Operational assessments reveal systemic inefficiencies and compliance risks that can be addressed to optimize customer service
You don’t know what’s broken unless you have the discipline to look. Most contact center issues aren’t caused by lack of effort, they come from systems that look fine on paper but fall apart in use. Too often, companies launch tools and workflows without running real-world scenarios. As a result, agents skip systems entirely, workarounds become the standard, and data gets siloed or mishandled. The business impact compounds fast.
Operational assessments expose these broken links. These reviews aren’t just about efficiency. They’re about risk, data privacy, regulatory compliance, and customer trust. If you’re within HIPAA, PCI DSS, or similar frameworks, any deviation can lead to significant financial penalties. But more than that, it erodes user confidence, and that’s harder to recover. Looking at how customer data is stored, transmitted, and accessed isn’t optional, it’s foundational.
A common reaction from leadership during these assessments is surprise. You think your systems are structured and secure. Then you find out agents don’t use them because they’re slow, or training was incomplete, or integrations failed months ago. That’s where performance leaks happen, at the point where tools, people, and processes should align but don’t.
Fixing this doesn’t mean starting from scratch. Often, it’s about making existing tools work the way they were supposed to. That could mean streamlining access to records, clearing up outdated protocols, or enforcing compliance procedures consistently. The focus is precision and output, getting rid of friction without overcomplicating the stack.
This is the kind of work that builds long-term stability. And it’s high-leverage. Because when contact center agents have the right tools and structure behind them, they act faster and make fewer errors. Customers get correct answers, faster. Your brand becomes more reliable.
For executives, this is about aligning operations with where your brand is going. You’re managing for growth, so foundational systems need to reflect that. An effective assessment tells you where reality diverges from strategy, and where to correct course before it costs you more.
Strategic remediation efforts based on assessment findings lead to long-term improvements
Once you run the assessment and see what isn’t working, the next move is execution. This isn’t a guess, it’s strategic remediation based on data. You already know where the system breaks down. Now the question is how fast and effectively you can fix it in a way that elevates CX and scales with your business. That could mean simplifying access to customer records, retraining support teams, redesigning workflows, or leveraging outsourcing partners that bring consistency and specialization.
These fixes aren’t cosmetic. They reduce friction across the customer journey. When agents know the product inside out, when databases aren’t a mess, and when protocols are clearly defined, you close tickets faster, make fewer mistakes, and build customer trust. It’s not about doing everything, it’s about doing the right things well and creating consistency across every touchpoint.
CX improvement doesn’t exist on its own. It directly connects to revenue, retention, and margin efficiency. Streamlined processes cut operational costs. Better-trained agents reduce repeat contacts and churn. Customers who experience less effort are more likely to stick around, and spend more. That’s not theory; it’s backed by what Zendesk and Khoros highlight. Brands that simplify and improve support consistently outperform those that don’t.

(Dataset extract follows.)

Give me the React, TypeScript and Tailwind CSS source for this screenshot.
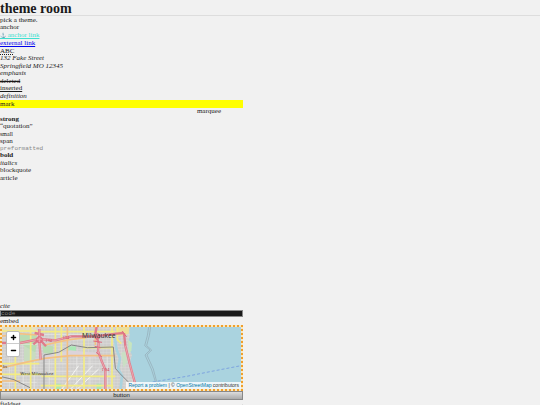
import React from 'react';
import { Plus, Minus } from 'lucide-react';

function StreetMap() {
  return (
    <svg
      viewBox="6 6 717 186"
      preserveAspectRatio="xMinYMid slice"
      className="block h-full w-full"
      role="img"
      aria-label="Map of Milwaukee"
    >
      <defs>
        <pattern id="blocks" width="11" height="9" patternUnits="userSpaceOnUse">
          <rect width="11" height="9" fill="#cfcecd" />
          <path d="M0 0H11M0 0V9" stroke="#e0dfdf" strokeWidth="2" />
        </pattern>
      </defs>
      <rect width="729" height="198" fill="url(#blocks)" />

      {/* parks and industry */}
      <path d="M58 30H110V60L106 82L78 78L70 60H58Z" fill="#b9dcb3" />
      <path d="M72 62L108 84L104 112L72 108Z" fill="#c8dcc0" />
      <path d="M128 60L160 64L158 88L130 84Z" fill="#b9dcb3" />
      <path d="M205 64H228V84H205Z" fill="#a9e8b5" />
      <path d="M166 176H182V192H166ZM290 176H304V192H290Z" fill="#a9e8b5" />
      <path d="M128 94L210 76L290 84L288 98L196 92L130 108Z" fill="#dcd3da" />
      <path d="M0 6H110V22H0Z" fill="#e5dfc4" />

      {/* lake and rivers */}
      <path
        d="M388 0H729V198H412L406 166L400 140L390 112L396 90L386 70L384 50L390 30L388 20Z"
        fill="#aad3df"
      />
      <path
        d="M344 40L350 74L360 100L354 132L366 152L362 192"
        fill="none"
        stroke="#aad3df"
        strokeWidth="8"
      />
      <path d="M348 8L388 6L386 26L374 30L352 34Z" fill="#ecdf98" />
      <path d="M384 44L396 54L394 78L386 84Z" fill="#c7e5bf" />
      <path d="M364 84L376 78L382 112L370 128Z" fill="#c9dfc4" />

      {/* local roads */}
      <g fill="none" stroke="#e9e9e6" strokeWidth="2">
        <path d="M28 94V192M70 106V192M104 106V192M148 102V192M230 92V192M270 96V192M322 92V192" />
        <path d="M0 58H112M130 116H344M150 140H292M146 162H300M10 172H110M128 28H340M208 42H284" />
      </g>
      <g fill="none" stroke="#f6f6f4" strokeWidth="3">
        <path d="M186 192L236 122M212 192L278 122M232 192L296 132" />
      </g>
      <g fill="none" stroke="#f3ec84" strokeWidth="5">
        <path d="M46 92V192M92 6V192M166 6V192M184 6V110M252 6V192M336 6V192" />
        <path d="M0 18H110M110 20H346M0 116H118M124 154H346M0 148H124M122 182H340" />
        <path d="M252 68H340M352 6V44L364 56" />
      </g>
      <g fill="none" stroke="#f3c184" strokeWidth="5">
        <path d="M0 130L76 112L134 100L210 92H346M202 6V192M0 168H60M134 60L208 44L260 38" />
        <path d="M0 34L56 26L110 30M286 6V60" />
      </g>

      {/* railways */}
      <g fill="none" stroke="#858585" strokeWidth="3">
        <path d="M0 154L42 164L90 188M132 192V90L176 82L214 60L262 68L340 66L346 130L360 146L384 170" />
        <path d="M384 170L396 188" strokeWidth="2" />
      </g>

      {/* motorways */}
      <g fill="none" stroke="#df7c8b" strokeWidth="7" strokeLinejoin="round">
        <path d="M0 54L60 54L118 42L166 46L214 34L284 34L350 26L372 24" />
        <path d="M118 12V44L122 104M100 58L118 42L138 64M104 24L132 30" />
        <path d="M290 6L286 26L296 54L294 78L304 106L316 134V192" />
        <path d="M372 24L376 62L388 112L406 178" />
      </g>
      <g fill="none" stroke="#f2b8be" strokeWidth="2">
        <path d="M60 54L118 42L166 46L214 34M118 12V44L122 104" />
        <path d="M296 54L294 78L304 106L316 134V192M376 62L388 112L406 178" />
      </g>
      <g fill="none" stroke="#e06b80" strokeWidth="3">
        <circle cx="118" cy="44" r="9" />
        <circle cx="292" cy="34" r="8" />
        <path d="M280 48L306 52M284 64L302 68M288 82L306 96M366 18L380 36" />
      </g>

      {/* offshore boundaries */}
      <path
        d="M446 6L442 32L434 62L450 75L435 90L454 132L466 170M452 6L448 32L440 62L455 75L441 90L460 132L470 170"
        fill="none"
        stroke="#93a9b4"
        strokeWidth="2"
      />
      <path d="M458 171L560 154L630 140L723 122" fill="none" stroke="#7da4df" strokeWidth="3" strokeDasharray="9 6" />

      <g className="font-['Noto_Sans',sans-serif]" fill="#333">
        <text x="246" y="38" fontSize="20">Milwaukee</text>
        <text x="61" y="149" fontSize="13">West Milwaukee</text>
        <text x="8" y="128" fontSize="13">lis</text>
        <text x="306" y="139" fontSize="13" fill="#cf4964">I 94</text>
        <text x="138" y="50" fontSize="10" fill="#cf4964">I 94</text>
        <text x="190" y="42" fontSize="10" fill="#cf4964">I 94</text>
      </g>
    </svg>
  );
}

function MapEmbed() {
  return (
    <div className="relative h-[66px] overflow-hidden border-2 border-dotted border-[#f0a02c] bg-[#fae8c2]">
      <StreetMap />
      <div className="absolute top-1 left-1 flex flex-col rounded-xs border border-[#bbb] bg-white">
        <button type="button" aria-label="Zoom in" className="flex size-3 items-center justify-center border-b border-[#ccc] text-black">
          <Plus className="size-[7px]" strokeWidth={5} />
        </button>
        <button type="button" aria-label="Zoom out" className="flex size-3 items-center justify-center text-black">
          <Minus className="size-[7px]" strokeWidth={5} />
        </button>
      </div>
      <p className="absolute right-0 bottom-0 bg-white/80 px-[2px] font-['Liberation_Sans',sans-serif] text-[5px] leading-[7px] whitespace-nowrap text-[#333]">
        <a href="#report" className="text-[#0078a8]">Report a problem</a> | ©{' '}
        <a href="#osm" className="text-[#0078a8]">OpenStreetMap</a> contributors
      </p>
    </div>
  );
}

export default function App() {
  return (
    <div className="h-screen overflow-hidden bg-[#f1f1f1] font-['Liberation_Serif',serif] text-[7px] leading-[8px] text-[#1a1a1a]">
      <header className="h-4 border-b border-[#ddd]">
        <h1 className="text-[14px] leading-[17px] font-bold">theme room</h1>
      </header>
      <main className="w-[45%]">
        <p>pick a theme.</p>
        <p className="leading-[7px]">anchor</p>
        <p>
          <a href="#anchor" className="text-[#40e0d0] underline">
            <span className="text-[5px] leading-none">⚓</span> anchor link
          </a>
        </p>
        <p>
          <a href="#external" className="text-[#0000ee] underline">external link</a>
        </p>
        <p>
          <abbr title="alphabet" className="underline decoration-dotted">ABC</abbr>
        </p>
        <address>
          <span className="block leading-[7px]">132 Fake Street</span>
          <span className="block">Springfield MO 12345</span>
        </address>
        <p className="leading-[7px]"><em>emphasis</em></p>
        <p><del>deleted</del></p>
        <p className="leading-[7px]"><ins>inserted</ins></p>
        <p><dfn className="italic">definition</dfn></p>
        <mark className="block bg-[#ffff00] text-[#1a1a1a]">mark</mark>
        <p className="pr-[22px] text-right leading-[7px]">marquee</p>
        <p><strong>strong</strong></p>
        <p className="leading-[7px]"><q>quotation</q></p>
        <p><small className="block text-[6px]">small</small></p>
        <p className="leading-[7px]"><span>span</span></p>
        <pre className="font-['Liberation_Mono',monospace] text-[6px] leading-[7px] text-[#888]">preformatted</pre>
        <p className="leading-[7px]"><b>bold</b></p>
        <p><i>italics</i></p>
        <blockquote className="leading-[7px]">blockquote</blockquote>
        <article className="h-[128px]">article</article>
        <p><cite>cite</cite></p>
        <code className="block border border-[#888] bg-[#1a1a1a] font-['Liberation_Mono',monospace] text-[6px] leading-[5px] text-[#888]">
          code
        </code>
        <p>embed</p>
        <MapEmbed />
        <button
          type="button"
          className="block w-full border border-[#888] bg-linear-to-b from-[#ddd] to-[#aaa] text-center font-['Liberation_Sans',sans-serif] text-[6px] leading-[7px]"
        >
          button
        </button>
        <fieldset className="border-r border-[#ddd]">
          <legend>fieldset</legend>
        </fieldset>
      </main>
    </div>
  );
}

Deployment strategy matters. Some remediation can happen with internal teams. Other times, managed service providers or cost-effective outsourcing programs are faster and help you get to scale quickly. The model depends on your risk profile, growth plans, and current team capacity. But in all cases, execution speed matters. These are compounding improvements that affect brand perception long before they show up on a dashboard.
For executives, the takeaway is this: Post-assessment remediation isn’t a side project. It’s a business-critical operation. Embedding it into your core strategy forces alignment across teams, eliminates dead weight in your processes, and creates the foundation for sustainable growth. It’s where operational weakness turns into competitive strength. You don’t fix for today, you build for what’s next.
Main highlights
- Contact center performance is a growth driver: Operational quality in contact centers directly influences how customers perceive your brand. Leaders should prioritize seamless CX by ensuring systems are fast, reliable, and agent knowledge is consistently high.
- Operational audits expose efficiency and compliance gaps: Internal assessments often reveal that tools aren’t being used as designed, creating workflow failures and regulatory risk. Executives should use audits to address noncompliance and eliminate hidden inefficiencies before they impact trust or incur penalties.
- Targeted remediation leads to lasting CX and revenue gains: Fixing broken processes and deploying smarter service models builds long-term customer value and loyalty. Leaders should view remediation as a strategic investment that directly improves retention, increases revenue, and scales effectively.